Get tough: ‘Knock-out’ questions for candidates

Truthfulness
• Is there anything wrong with telling a caller, vendor or someone asking for a contribution that someone is not in, even if he or she is?
• Has a former boss ever asked you to tell a white lie? How did you handle it?

Work ethic
• Could you define for me what you believe doing a good job is? A great job?
• In your last position, what particular task or project do you believe you did a great job with? Be specific. Explain why you feel it was great.

Teachability
• Please name for me some of the books, CDs, or DVDs you have in your personal development library at home.
• What is the last serious book you read? What did you like best about it? What have you applied or changed as a result of reading it?

Keeping commitments
• Under what circumstances is it acceptable to not keep a commitment or to not do what you said you would do?
• What is the last commitment you failed to keep? Why?
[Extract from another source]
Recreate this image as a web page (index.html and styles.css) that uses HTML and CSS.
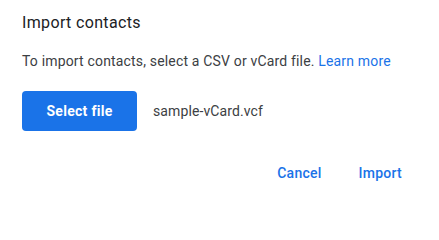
FILE: index.html
```html
<!DOCTYPE html>
<html>
<head>
<meta charset="utf-8">
<link rel="stylesheet" href="styles.css">
</head>
<body>
<div class="dialog">
  <h1 class="title">Import contacts</h1>
  <p class="desc">To import contacts, select a CSV or vCard file. <a class="link" href="#">Learn more</a></p>
  <div class="file-row">
    <button class="btn-primary">Select file</button>
    <span class="filename">sample-vCard.vcf</span>
  </div>
  <div class="actions">
    <button class="btn-text">Cancel</button>
    <button class="btn-text">Import</button>
  </div>
</div>
</body>
</html>
```

FILE: styles.css
```css
html, body {
  margin: 0;
  padding: 0;
  background: #ffffff;
}
.dialog {
  width: 439px;
  height: 203px;
  box-sizing: border-box;
  padding: 11px 22px 0 22px;
  font-family: Roboto, "Liberation Sans", sans-serif;
  color: #3c4043;
}
.title {
  margin: 0;
  font-size: 16px;
  line-height: 24px;
  font-weight: 400;
  color: #202124;
  letter-spacing: 0.35px;
}
.desc {
  margin: 16px 0 0 0;
  font-size: 14px;
  line-height: 20px;
  color: #3c4043;
  letter-spacing: 0.17px;
}
.link {
  color: #1a73e8;
  text-decoration: none;
}
.file-row {
  display: flex;
  align-items: center;
  gap: 16px;
  margin-top: 20px;
}
.btn-primary {
  height: 40px;
  width: 115px;
  border: none;
  border-radius: 4px;
  background: #1a73e8;
  color: #ffffff;
  font-family: Roboto, "Liberation Sans", sans-serif;
  font-size: 14px;
  font-weight: 700;
  letter-spacing: 0.3px;
  padding: 0;
}
.filename {
  font-size: 14px;
  line-height: 20px;
  color: #3c4043;
  letter-spacing: 0.1px;
}
.actions {
  display: flex;
  justify-content: flex-end;
  gap: 37px;
  margin-top: 32px;
  padding-right: 15px;
}
.btn-text {
  border: none;
  background: transparent;
  padding: 0;
  font-family: Roboto, "Liberation Sans", sans-serif;
  font-size: 14px;
  line-height: 20px;
  font-weight: 500;
  color: #1a73e8;
  letter-spacing: 0.25px;
}
```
Timeliness and meeting deadlines
• When was the last time you were late to anything? Why? How late were you? How did you handle it?
• Here is a famous quote: “Being late is the arrogant choice.” Do you agree, or do you feel it is too harsh and judgmental? Do you believe that being late is a sign of arrogance?
• Have you ever missed a work-related deadline? Tell me about it.

Acceptance of responsibility
• You have obviously accomplished a lot in your life. If you had to list three factors that have prevented you from being even further along than you are now, what are they? (Note: Do your interviewees accept responsibility by blaming their own internal decisions, or do they shift blame to outside conditions?)
• We expect anyone working for us to take some risks, seize the initiative and make mistakes from time to time. Describe for me some of the bigger mistakes you have made in past jobs and what you learned from them.

 

 

  • Amanda on 2013-07-12 8:17:22 AM

    What I do not like about these questions is that they are mostly negative (aside from the work ethic & teachability) Interviews are often more difficult for the interviewer & interviewee when there is more focus on the negative. I understand the premise but think there are better questions to get an indicator of these qualities.